Phrase-makers delight in dubbing Thailand a "newly" industrialised country", and they have a point. Manufactured goods today outstrip agricultural exports, and condominium towers sprout higher and quicker than palm trees. Yes traditional Thailand has not vanished.
Three-quarters of the population continues to derive its livelihood from the land, and many parts of Thailand remain intensely rural. In the countryside and unchanging pattern prevails as farmers follow the annual rice-growing cycle, which is as old as the land.


Harvest time is hard work for farmers but communal effort and increasing mechanisation produce efficiencies

The advent of the rains in June marks the beginning of a new agricultural year. The earth soften with the early downpours and the soil, previously sun-baked, rock-like, and crackrd, now yields to the plough, turning thick and moist.
Once the fields have been ploughed, the arduous task of planting begins. Working in lines, their backs bent and heads covered with scarves and straw hats, men, women and children laboriously root the young plants in the flooded earth. Gradually the countryside assumes a brilliant hue as vivid green rice shoots carpet the land.
While the new crop slowly ripens, the annual Buddhist Retreat is celebrated with religious observances, and many young men will temporarily don the monk's saffron robe to earn merit for their parents.
By October the rains are drawing to a close, the air cools and the paddy fields turn a golden yellow as the rice ripens. The year end is a busy time for rural folk, working long hours to gather in the harvest. Tiring though the task is, the mood is merry and laughter and lighthearted banter echo across the fields.
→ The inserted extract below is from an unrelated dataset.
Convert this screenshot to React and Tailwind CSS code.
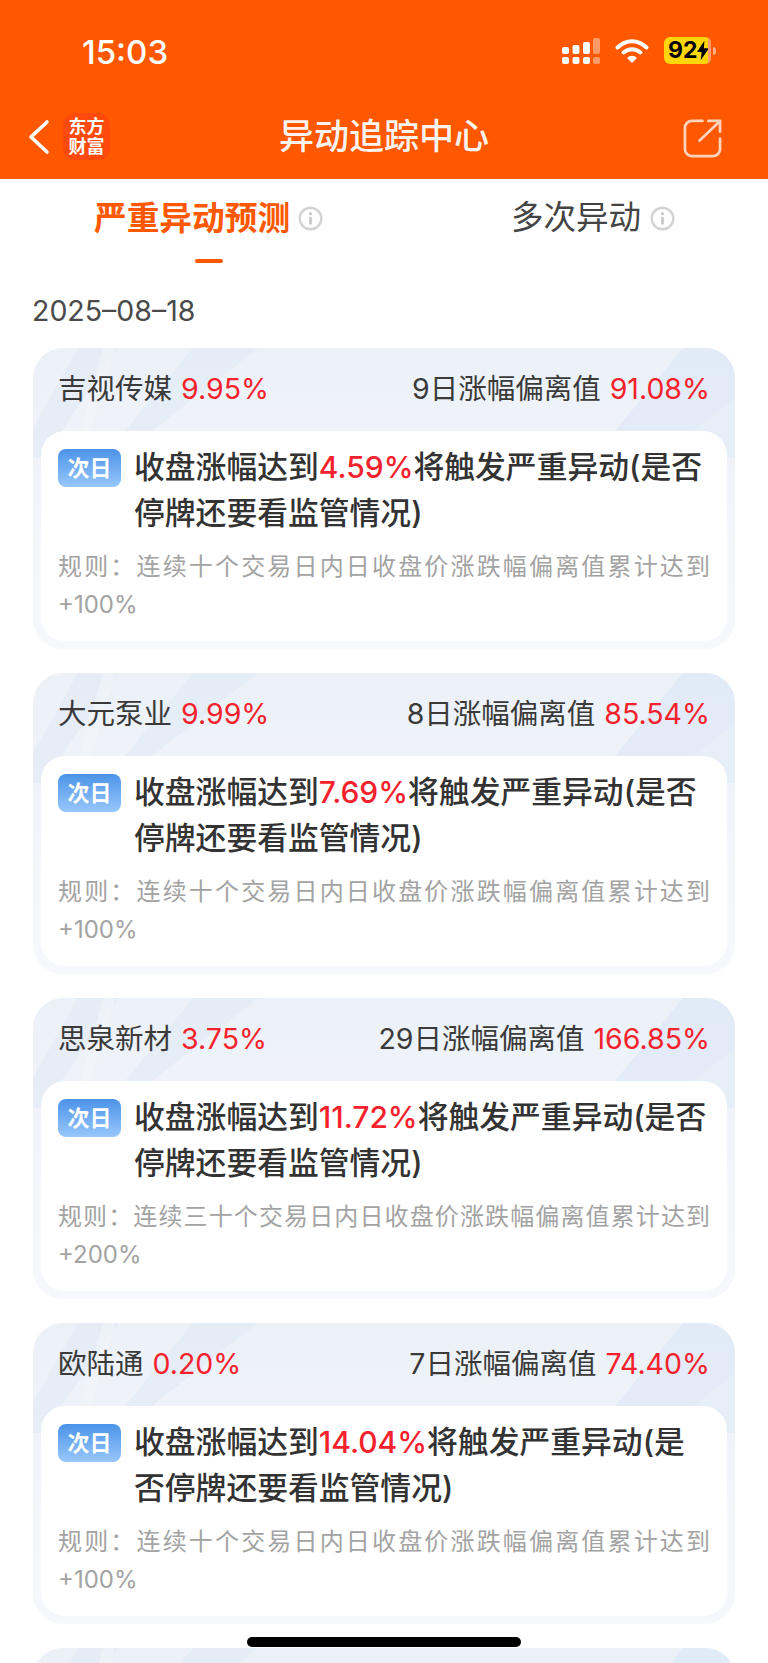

With the harvest gathered and the stubble burnt off, an air of quiet tropical ease pervades village life and a period of relative inactivity follows. Now rural folk find time to celebrate time-honoured festivals, many exclusively associated with a specific region. All possess long traditions and are often steeped in arcane significance, like the rain-making Rocket Festival in the northeast. But most especially they are occasions for sanuk, for having a good time before the rains return, calling hands once again to the plough.